ABOVE: An individual submits a saliva test at the University of Illinois

The University of Illinois Urbana-Champaign announced in June that when students, faculty, and staff returned to campus for the fall semester, every individual would undergo rapid saliva testing for COVID-19 twice a week in order to swiftly quell any outbreaks. To process the 20,000 tests conducted each day, the university repurposed its veterinary lab. To take the test, a person only needs to spit into a tube, then the sample is heated for 30 minutes and scientists add chemical reagents to prepare the sample for RT-qPCR. Each test costs $10. The school budgeted $6 million for startup costs and up to $10 million for testing throughout the semester. 

The initiative is supported by a cell phone app that immediately notifies individuals of their test results and can alert them if they’ve been in close...

See “Saliva Tests: How They Work and What They Bring to COVID-19

The Scientist spoke with Martin Burke, a chemist at the university who helped develop the saliva test, about how the initiative has gone so far.

The Scientist: First, can you tell me about the tests that you developed that you’re using to do this mass testing?

Martin Burke: Sure. So back in April, we launched a project to try to figure out how to stand up and strategically deploy standard testing as part of the university’s effort to reopen as safely as possible. And we quickly realized that the standard nasal swab viral transfer media RNA isolation was not going to be sufficient. [It would be] too slow, too expensive, and have too many supply chain bottlenecks. So I teamed up with my colleague Paul Hergenrother [another chemist at the university] and launched kind of a Manhattan Project–style effort to find a way to test cheaper, faster, and without the supply chain bottlenecks.

Paul led an extraordinary team of students and postdocs and a bunch of us together and found we could skip the RNA isolation step, go directly from saliva to PCR, and thereby get rid of most of the supply chain bottlenecks, dramatically increase the speed, and reduce the cost. This is the backbone of the programs.

TSCan you describe a little bit about the program itself, how it’s set up?

MB: The testing itself is not a silver bullet—we wrap around it frontier data science to figure out who to test and how frequently to repeat it. And then on the backend [we have] rapid communication to a new app that was created for the phone by Bill Sullivan and his team so that you get your results immediately pushed straight to your phone in a HIPAA-complaint and fully privacy-protected manner as well as digital exposure notifications. So between all of that is this test. And we had to get to 20,000 tests per day in order to be able to meet the demand of twice per week for 60,000 people. I’m very excited to tell you we achieved that.

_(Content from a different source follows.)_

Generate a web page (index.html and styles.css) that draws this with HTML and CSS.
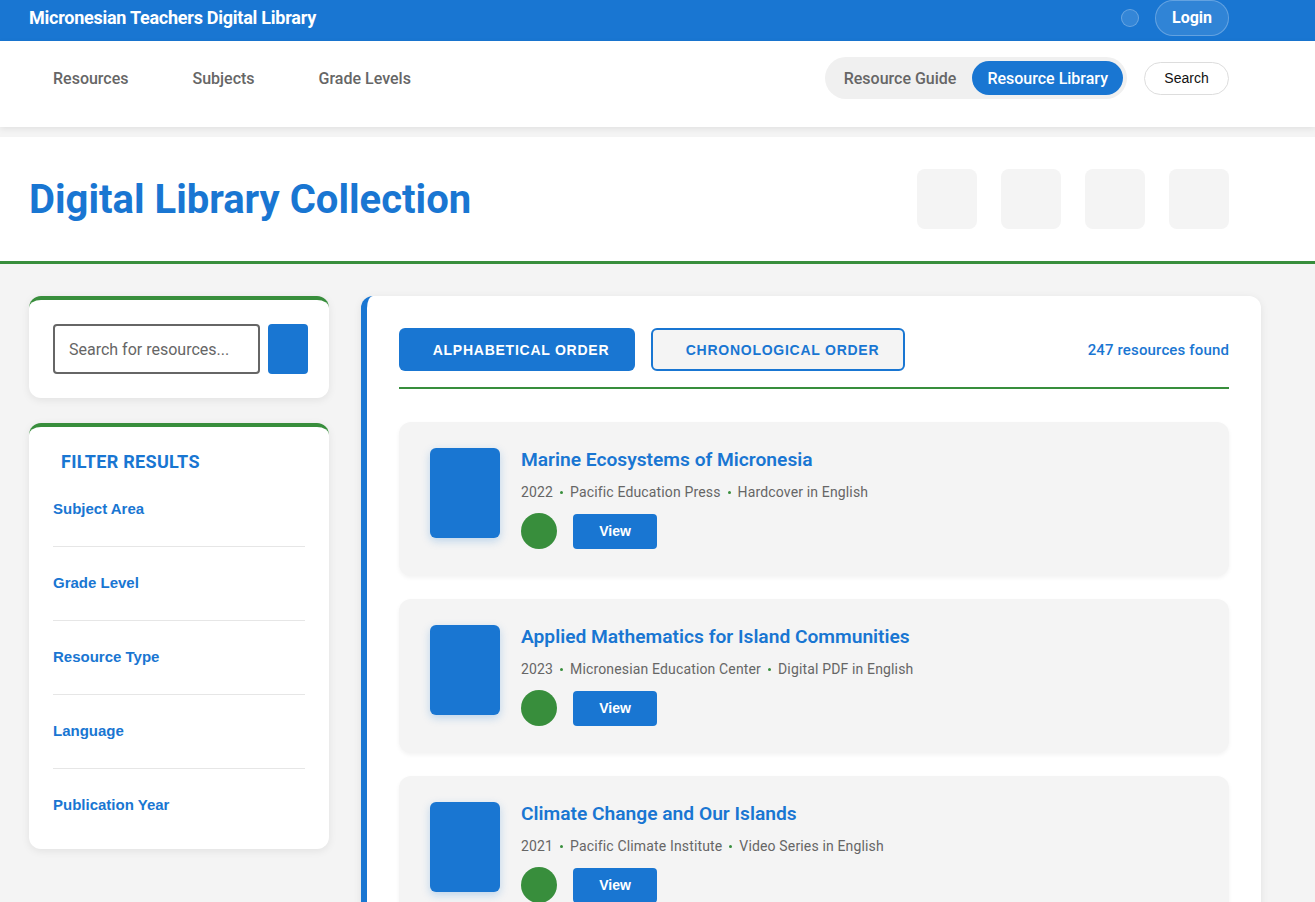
FILE: index.html
```html
<!DOCTYPE html>
<html lang="en">
<head>
<meta charset="utf-8">
<title>Micronesian Teachers Digital Library</title>
<link rel="stylesheet" href="styles.css">
</head>
<body>
<header class="topbar">
  <div class="topbar-inner">
    <div class="brand">Micronesian Teachers Digital Library</div>
    <div class="top-actions">
      <span class="dot-btn"></span>
      <button class="login">Login</button>
    </div>
  </div>
</header>
<nav class="navbar">
  <div class="nav-inner">
    <ul class="nav-links">
      <li>Resources</li>
      <li>Subjects</li>
      <li>Grade Levels</li>
    </ul>
    <div class="nav-right">
      <div class="toggle">
        <span class="toggle-opt">Resource Guide</span>
        <span class="toggle-opt active">Resource Library</span>
      </div>
      <button class="search-btn">Search</button>
    </div>
  </div>
</nav>
<section class="page-head">
  <div class="head-inner">
    <h1>Digital Library Collection</h1>
    <div class="head-tiles">
      <span class="tile"></span><span class="tile"></span><span class="tile"></span><span class="tile"></span>
    </div>
  </div>
</section>
<main class="layout">
  <aside class="sidebar">
    <div class="card search-card">
      <input class="search-input" type="text" placeholder="Search for resources...">
      <button class="search-go"></button>
    </div>
    <div class="card filter-card">
      <h2>FILTER RESULTS</h2>
      <button class="filter-item">Subject Area</button>
      <button class="filter-item">Grade Level</button>
      <button class="filter-item">Resource Type</button>
      <button class="filter-item">Language</button>
      <button class="filter-item last">Publication Year</button>
    </div>
  </aside>
  <section class="results">
    <div class="sort-row">
      <button class="sort-btn primary">ALPHABETICAL ORDER</button>
      <button class="sort-btn outline">CHRONOLOGICAL ORDER</button>
      <span class="count">247 resources found</span>
    </div>
    <div class="list">
      <article class="item">
        <div class="cover"></div>
        <div class="info">
          <h3>Marine Ecosystems of Micronesia</h3>
          <p class="meta">2022<span class="sep"></span>Pacific Education Press<span class="sep"></span>Hardcover in English</p>
          <div class="actions"><span class="badge"></span><button class="view">View</button></div>
        </div>
      </article>
      <article class="item">
        <div class="cover"></div>
        <div class="info">
          <h3>Applied Mathematics for Island Communities</h3>
          <p class="meta">2023<span class="sep"></span>Micronesian Education Center<span class="sep"></span>Digital PDF in English</p>
          <div class="actions"><span class="badge"></span><button class="view">View</button></div>
        </div>
      </article>
      <article class="item">
        <div class="cover"></div>
        <div class="info">
          <h3>Climate Change and Our Islands</h3>
          <p class="meta">2021<span class="sep"></span>Pacific Climate Institute<span class="sep"></span>Video Series in English</p>
          <div class="actions"><span class="badge"></span><button class="view">View</button></div>
        </div>
      </article>
    </div>
  </section>
</main>
</body>
</html>
```
FILE: styles.css
```css
* { box-sizing: border-box; }
html, body { margin: 0; padding: 0; }
body {
  background: #f4f4f4;
  font-family: Roboto, "Noto Sans", sans-serif;
  color: #333;
}
button { font-family: "Liberation Sans", Arial, sans-serif; cursor: pointer; }

.topbar { background: #1976d2; height: 41px; }
.topbar-inner {
  width: 1200px; margin-left: 29px; height: 35px;
  display: flex; align-items: center; justify-content: space-between;
}
.brand { color: #fff; font-weight: 700; font-size: 18px; letter-spacing: -0.25px; }
.top-actions { display: flex; align-items: center; gap: 16px; }
.dot-btn {
  width: 18px; height: 18px; border-radius: 50%;
  background: rgba(255,255,255,0.12); border: 1px solid rgba(255,255,255,0.25);
}
.login {
  height: 36px; padding: 0 16px; border-radius: 18px;
  background: rgba(255,255,255,0.1); border: 1px solid rgba(255,255,255,0.25);
  color: #fff; font-family: Roboto, sans-serif; font-weight: 700; font-size: 16px;
}

.navbar { background: #fff; height: 86px; padding-bottom: 12px; box-shadow: 0 2px 6px rgba(0,0,0,0.08); position: relative; }
.nav-inner {
  width: 1200px; margin-left: 29px; height: 100%;
  display: flex; align-items: center; justify-content: space-between;
}
.nav-links { list-style: none; margin: 0; padding: 0 0 0 24px; display: flex; gap: 64px; }
.nav-links li { font-size: 16px; font-weight: 500; color: #666; }
.nav-right { display: flex; align-items: center; gap: 17px; }
.toggle { display: flex; background: #f0f0f0; border-radius: 21px; padding: 4px; height: 42px; }
.toggle-opt {
  display: flex; align-items: center; padding: 0 15px; height: 34px; border-radius: 17px;
  font-size: 16px; font-weight: 500; color: #666;
}
.toggle-opt.active { background: #1976d2; color: #fff; margin-left: 1px; }
.search-btn {
  width: 85px; height: 33px; background: #fff; border: 1px solid #ddd; border-radius: 17px;
  font-size: 14px; color: #111;
}

.page-head { background: #fff; margin-top: 10px; border-bottom: 3px solid #388e3c; }
.head-inner {
  width: 1200px; margin-left: 29px; height: 124px;
  display: flex; align-items: center; justify-content: space-between;
}
.page-head h1 { margin: 0; font-size: 40px; font-weight: 700; color: #1976d2; }
.head-tiles { display: flex; gap: 24px; }
.tile { width: 60px; height: 60px; border-radius: 8px; background: #f4f4f4; }

.layout {
  display: grid; grid-template-columns: 300px 900px; gap: 32px;
  padding: 32px 0 0 29px; align-items: start;
}
.sidebar { display: flex; flex-direction: column; gap: 25px; }
.card {
  background: #fff; border-radius: 12px; border-top: 4px solid #388e3c;
  box-shadow: 0 2px 8px rgba(0,0,0,0.08);
}
.search-card { display: flex; gap: 8px; padding: 24px 21px 24px 24px; }
.search-input {
  flex: 1; min-width: 0; height: 50px; border: 2px solid #666; border-radius: 4px;
  padding: 0 14px; font-family: Roboto, sans-serif; font-size: 16px; color: #333;
}
.search-input::placeholder { color: #666; }
.search-go { width: 40px; height: 50px; border: none; border-radius: 4px; background: #1976d2; }

.filter-card { padding: 24px 24px 7px; display: flex; flex-direction: column; }
.filter-card h2 {
  margin: 0; padding-left: 8px; font-size: 18px; line-height: 22px; font-weight: 700;
  letter-spacing: 0.3px; color: #1976d2;
}
.filter-item {
  text-align: left; background: none; border: none; border-bottom: 1px solid #e6e6e6;
  padding: 27px 0 28px; font-size: 15px; line-height: 18px; font-weight: 700; color: #1976d2;
}
.filter-item.last { border-bottom: none; }

.results {
  background: #fff; border-radius: 12px; border-left: 6px solid #1976d2;
  box-shadow: 0 2px 8px rgba(0,0,0,0.08); padding: 32px 32px 40px 32px; min-height: 700px;
}
.sort-row {
  display: flex; align-items: center; gap: 16px;
  padding-bottom: 16px; border-bottom: 2px solid #388e3c;
}
.sort-btn {
  height: 43px; border-radius: 6px; font-size: 14px; font-weight: 700; letter-spacing: 0.75px;
}
.sort-btn.primary { width: 236px; background: #1976d2; color: #fff; border: none; padding-left: 14px; }
.sort-btn.outline { width: 254px; background: #f4f4f4; color: #1976d2; border: 2px solid #1976d2; padding-left: 15px; }
.count { margin-left: auto; font-size: 15px; font-weight: 500; letter-spacing: 0.15px; color: #1976d2; }

.list { display: flex; flex-direction: column; gap: 23px; margin-top: 33px; }
.item {
  display: flex; gap: 21px; background: #f4f4f4; border-radius: 12px;
  padding: 26px 31px 27px; box-shadow: 0 2px 4px rgba(0,0,0,0.05);
}
.cover {
  width: 70px; height: 90px; flex: none; border-radius: 6px; background: #1976d2;
  box-shadow: 0 3px 8px rgba(25,118,210,0.25);
}
.info h3 { margin: 0; font-size: 19.2px; line-height: 24px; font-weight: 600; color: #1976d2; }
.meta {
  margin: 10px 0 11px; font-size: 14px; line-height: 20px; color: #666; letter-spacing: 0.15px;
  display: flex; align-items: center;
}
.sep { width: 3px; height: 3px; background: #388e3c; border-radius: 50%; margin: 0 7px; }
.actions { display: flex; align-items: center; gap: 16px; }
.badge { width: 36px; height: 36px; border-radius: 50%; background: #388e3c; }
.view {
  width: 84px; height: 35px; border: none; border-radius: 4px; background: #1976d2;
  color: #fff; font-size: 14px; font-weight: 700;
}
```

TS: And what have you seen so far?

MB: We ran a pilot over the summer with all the student staff who were here. And actually in mid-July, we had a spike. There was a social event that led to an increase. But then by just having frequent testing across the summer, over the next two weeks, we watched it fall down so I think that was our first indication that this really had a shot.

We knew we were going to get a bump when all the students came back. We got it, just as we predicted with the modeling. And I’m so excited to tell you, we’re watching it fall as we do the frequent repeat testing on the population right now. We really hope that this is going to continue to show a way which we could get society reopened.

TS: Now that everybody’s back, how are they responding to the strategy?

MB: So far, we’ve seen a remarkable level of compliance. The goal, of course, is to help people get safely isolated, help people get safely quarantined. A lot of them don’t mind it so much because they get free food and lots of support and they get a care package. We don’t want to make it feel like they’ve done something wrong, we just want to make everyone feel safe and protected.

We talk to business owners to try to create a true understanding of how important and exciting this is, an opportunity to invest in staying open. So, for example, the community voluntarily imposed a shutdown of indoor bars and restaurants for a two- to three-week period as the students came back to try to avoid superspreader events.

I was really excited to see this driving home the other night [as I] passed a fraternity house. The guys had brought out their ping pong table, out on the front yard with their masks on playing ping pong. And I’ll tell you, that is when I knew we were going to make it. 

Editor’s note: The interview was edited for brevity.